We use coupling to bound the mixing time of the following simple random walk on a hypercube.

 Random Walk on Hypercube At each step, for the current state ${\displaystyle x\in \{0,1\}^{n}}$: with probability ${\displaystyle 1/2}$, do nothing; else, pick a coordinate ${\displaystyle i\in \{1,2,\ldots ,n\}}$ uniformly at random and flip the bit ${\displaystyle x_{i}}$ (change ${\displaystyle x_{i}}$ to ${\displaystyle 1-x_{i}}$).

This is a lazy uniform random walk in an ${\displaystyle n}$-dimensional hypercube. It is equivalent to the following random walk.

 Random Walk on Hypercube At each step, for the current state ${\displaystyle x\in \{0,1\}^{n}}$: pick a coordinate ${\displaystyle i\in \{1,2,\ldots ,n\}}$ uniformly at random and a bit ${\displaystyle b\in \{0,1\}}$ uniformly at random; let ${\displaystyle x_{i}=b}$.

It is easy to see the two random walks are the same. The second form hint us to couple the random choice of ${\displaystyle i}$ and ${\displaystyle b}$ in each step. Consider two copies of the random walk ${\displaystyle X_{t}}$ and ${\displaystyle Y_{t}}$, started from arbitrary two states ${\displaystyle X_{0}}$ and ${\displaystyle Y_{0}}$, the coupling rule is:

• At each step, ${\displaystyle X_{t}}$ and ${\displaystyle Y_{t}}$ choose the same (uniformly random) coordinate ${\displaystyle i}$ and the same (uniformly random) bit ${\displaystyle b}$.

Obviously the two individual random walks are both faithful copies of the original walk.
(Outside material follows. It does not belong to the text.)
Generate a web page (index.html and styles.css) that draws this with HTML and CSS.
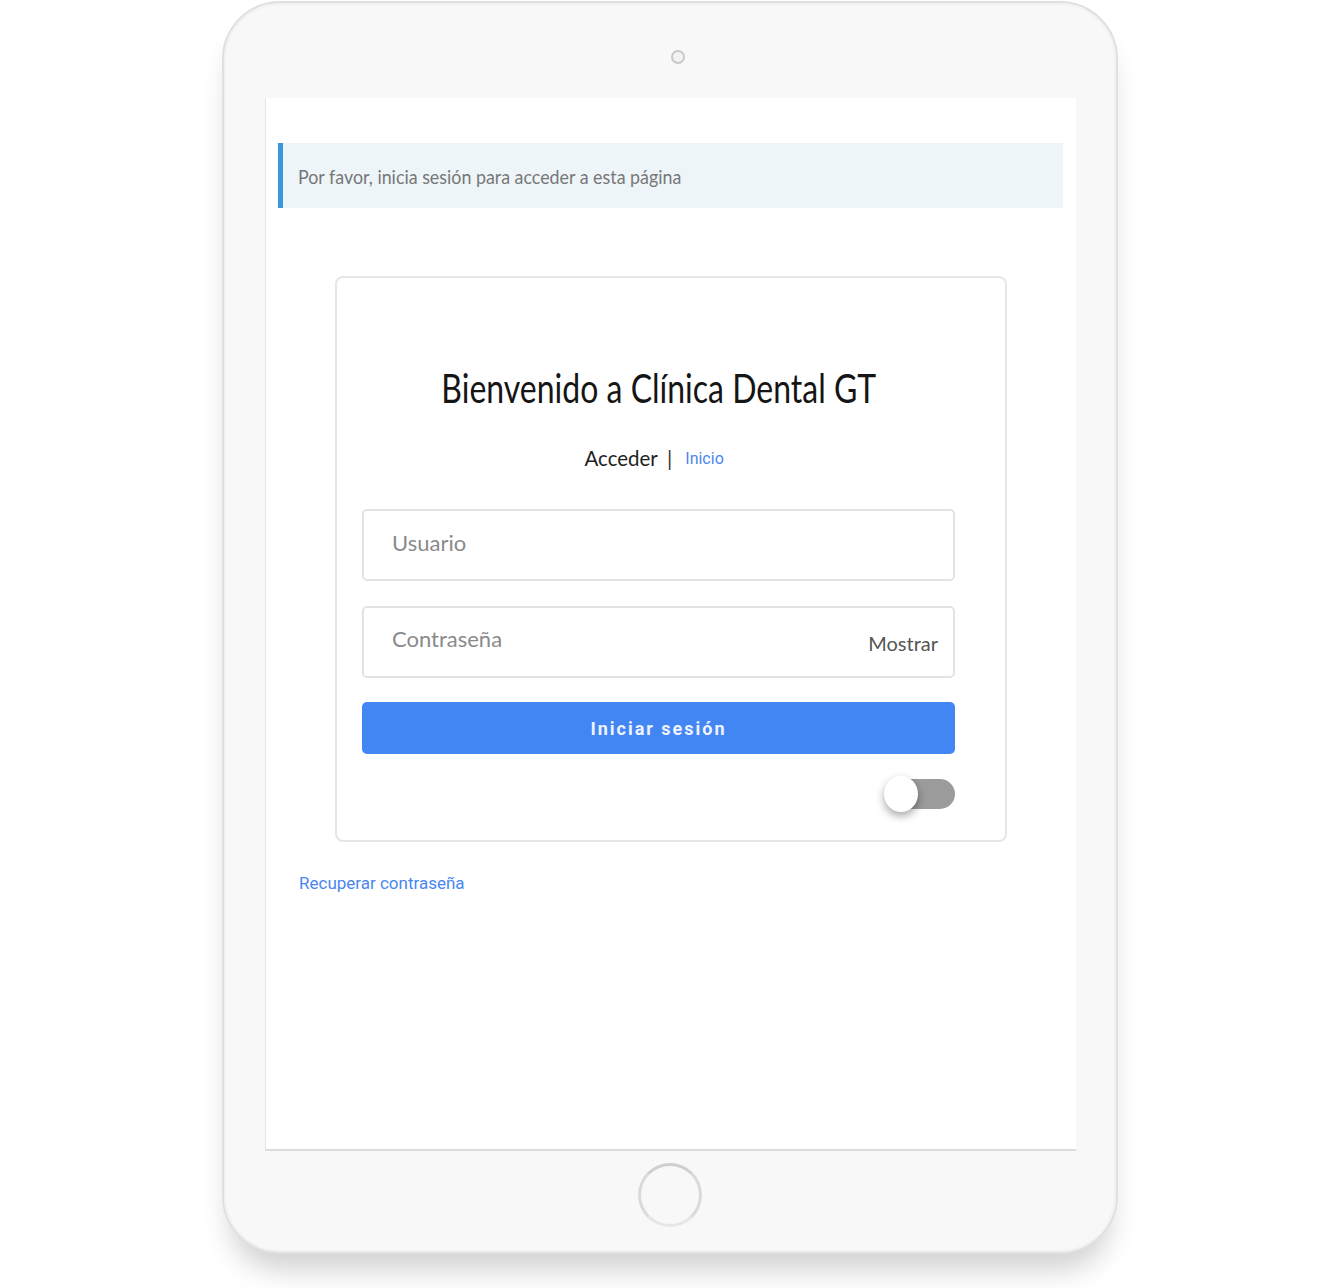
FILE: index.html
```html
<!DOCTYPE html>
<html lang="es">
<head>
<meta charset="utf-8">
<title>Clínica Dental GT</title>
<link rel="stylesheet" href="styles.css">
</head>
<body>
<div class="stage">
  <div class="tablet">
    <div class="bezel-top"><span class="camera"></span></div>
    <div class="screen">
      <div class="alert"><span class="alert-text">Por favor, inicia sesión para acceder a esta página</span></div>
      <div class="card">
        <h1 class="title"><span class="title-text">Bienvenido a Clínica Dental GT</span></h1>
        <div class="tabs">
          <span class="tab-active">Acceder</span>
          <span class="tab-sep">|</span>
          <a class="tab-link" href="#">Inicio</a>
        </div>
        <div class="field"><span class="placeholder">Usuario</span></div>
        <div class="field field-pass"><span class="placeholder">Contraseña</span><span class="show">Mostrar</span></div>
        <button class="btn">Iniciar sesión</button>
        <div class="toggle-row">
          <div class="toggle"><span class="knob"></span><span class="track"></span></div>
        </div>
      </div>
      <a class="recover" href="#">Recuperar contraseña</a>
    </div>
    <div class="bezel-bottom"><span class="home"></span></div>
  </div>
</div>
</body>
</html>
```

FILE: styles.css
```css
html, body {
  margin: 0;
  padding: 0;
  background: #ffffff;
  width: 1340px;
  height: 1288px;
  overflow: hidden;
}

.stage {
  padding-top: 1px;
  padding-left: 222px;
}

.tablet {
  box-sizing: border-box;
  width: 896px;
  height: 1253px;
  background: #f8f8f8;
  border: 2px solid #e0e0e0;
  border-radius: 58px;
  box-shadow: inset 0 0 0 2px #f2f2f2, 0 24px 28px -8px rgba(0, 0, 0, 0.18);
  display: flex;
  flex-direction: column;
  align-items: flex-start;
}

.bezel-top {
  align-self: stretch;
  height: 95px;
  display: flex;
  justify-content: center;
  align-items: flex-start;
}

.camera {
  box-sizing: border-box;
  width: 14px;
  height: 14px;
  margin-top: 47px;
  margin-left: 16px;
  border-radius: 50%;
  border: 2px solid #c9c9c9;
  background: #f3f3f3;
}

.screen {
  box-sizing: border-box;
  width: 811px;
  height: 1053px;
  margin-left: 41px;
  background: #ffffff;
  border-left: 1px solid #e4e4e4;
  border-bottom: 2px solid #dcdcdc;
  padding: 45px 13px 0 12px;
  display: flex;
  flex-direction: column;
  align-items: flex-start;
  font-family: Lato, "Open Sans", sans-serif;
}

.alert {
  box-sizing: border-box;
  width: 785px;
  height: 65px;
  background: #eef5f9;
  border-left: 5px solid #3a97dc;
  display: flex;
  align-items: center;
  padding-left: 15px;
}

.alert-text {
  font-size: 20px;
  color: #777777;
  display: inline-block;
  white-space: nowrap;
  transform: scaleX(0.892);
  transform-origin: left center;
}

.card {
  box-sizing: border-box;
  width: 672px;
  margin-top: 68px;
  margin-left: 57px;
  border: 2px solid #e6e6e6;
  border-radius: 8px;
  padding: 86px 50px 28px 25px;
  display: flex;
  flex-direction: column;
}

.title {
  margin: 0;
  height: 48px;
  line-height: 48px;
  text-align: center;
  font-size: 40px;
  font-weight: 400;
  color: #151515;
  white-space: nowrap;
}

.title-text {
  display: inline-block;
  transform: scaleX(0.8);
  transform-origin: center center;
}

.tabs {
  margin-top: 30px;
  height: 30px;
  display: flex;
  align-items: center;
  justify-content: center;
  gap: 9px;
  padding-right: 14px;
}

.tab-active {
  font-size: 22px;
  color: #1e1e1e;
  display: inline-block;
  transform: scaleX(0.93);
  transform-origin: right center;
}

.tab-sep {
  font-size: 21px;
  color: #333333;
  margin-right: 4px;
}

.tab-link {
  font-family: Roboto, "Liberation Sans", sans-serif;
  font-size: 16px;
  color: #4a86f0;
  text-decoration: none;
  margin-top: 3px;
}

.field {
  box-sizing: border-box;
  height: 72px;
  margin-top: 37px;
  border: 2px solid #e3e3e3;
  border-radius: 5px;
  padding: 0 15px 0 28px;
  display: flex;
  align-items: center;
  justify-content: space-between;
}

.field-pass {
  margin-top: 25px;
}

.placeholder {
  font-size: 22px;
  color: #8a8a8a;
  margin-top: -6px;
}

.field-pass .placeholder {
  margin-top: -8px;
}

.show {
  font-size: 20px;
  color: #555555;
  margin-top: 2px;
}

.btn {
  margin-top: 24px;
  height: 52px;
  border: none;
  border-radius: 5px;
  background: #4286f4;
  color: #eef3ff;
  font-family: Roboto, "Liberation Sans", sans-serif;
  font-weight: 700;
  font-size: 18px;
  letter-spacing: 2px;
  padding: 0;
}

.toggle-row {
  margin-top: 22px;
  display: flex;
  justify-content: flex-end;
}

.toggle {
  display: flex;
  align-items: center;
  height: 36px;
}

.knob {
  width: 34px;
  height: 36px;
  border-radius: 50%;
  background: #ffffff;
  box-shadow: 0 4px 8px rgba(0, 0, 0, 0.35);
  position: relative;
  z-index: 1;
}

.track {
  width: 58px;
  height: 30px;
  margin-left: -21px;
  border-radius: 15px;
  background: #9b9b9b;
}

.recover {
  margin-top: 31px;
  margin-left: 21px;
  font-family: Roboto, "Liberation Sans", sans-serif;
  font-size: 17px;
  color: #4a86f0;
  text-decoration: none;
}

.bezel-bottom {
  align-self: stretch;
  display: flex;
  justify-content: center;
}

.home {
  box-sizing: border-box;
  width: 64px;
  height: 64px;
  margin-top: 12px;
  border-radius: 50%;
  border: 3px solid #dadada;
  border-top-color: #cfcfcf;
  border-bottom-color: #e6e6e6;
}
```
For arbitrary ${\displaystyle x,y\in \{0,1\}^{n}}$, started at ${\displaystyle X_{0}=x,Y_{0}=y}$, the event ${\displaystyle X_{t}=Y_{t}}$ occurs if everyone of the coordinates on which ${\displaystyle x}$ and ${\displaystyle y}$ disagree has been picked at least once. In the worst case, ${\displaystyle x}$ and ${\displaystyle y}$ disagree on all ${\displaystyle n}$ coordinates. The time ${\displaystyle T}$ that all ${\displaystyle n}$ coordinates have been picked follows the coupon collector problem collecting ${\displaystyle n}$ coupons, and we know from the coupon collector problem that for ${\displaystyle c>0}$,

${\displaystyle \Pr[T\geq n\ln n+cn]\leq \mathrm {e} ^{-c}.}$

Thus for any ${\displaystyle x,y\in \{0,1\}^{n}}$, if ${\displaystyle t\geq n\ln n+cn}$, then ${\displaystyle \Pr[X_{t}\neq Y_{t}\mid X_{0}=x,Y_{0}=y]\leq \mathrm {e} ^{-c}}$. Due to the coupling lemma for Markov chains,

${\displaystyle \Delta (n\ln n+cn)\leq \mathrm {e} ^{-c},}$

which implies that

${\displaystyle \tau (\epsilon )=n\ln n+n\ln {\frac {1}{\epsilon }}}$.

So the random walk achieves a polynomially small variation distance ${\displaystyle \epsilon ={\frac {1}{\mathrm {poly} (n)}}}$ to the stationary distribution in time ${\displaystyle O(n\ln n)}$.

Note that the number of states (vertices in the ${\displaystyle n}$-dimensional hypercube) is ${\displaystyle 2^{n}}$. Therefore, the mixing time is exponentially small compared to the size of the state space.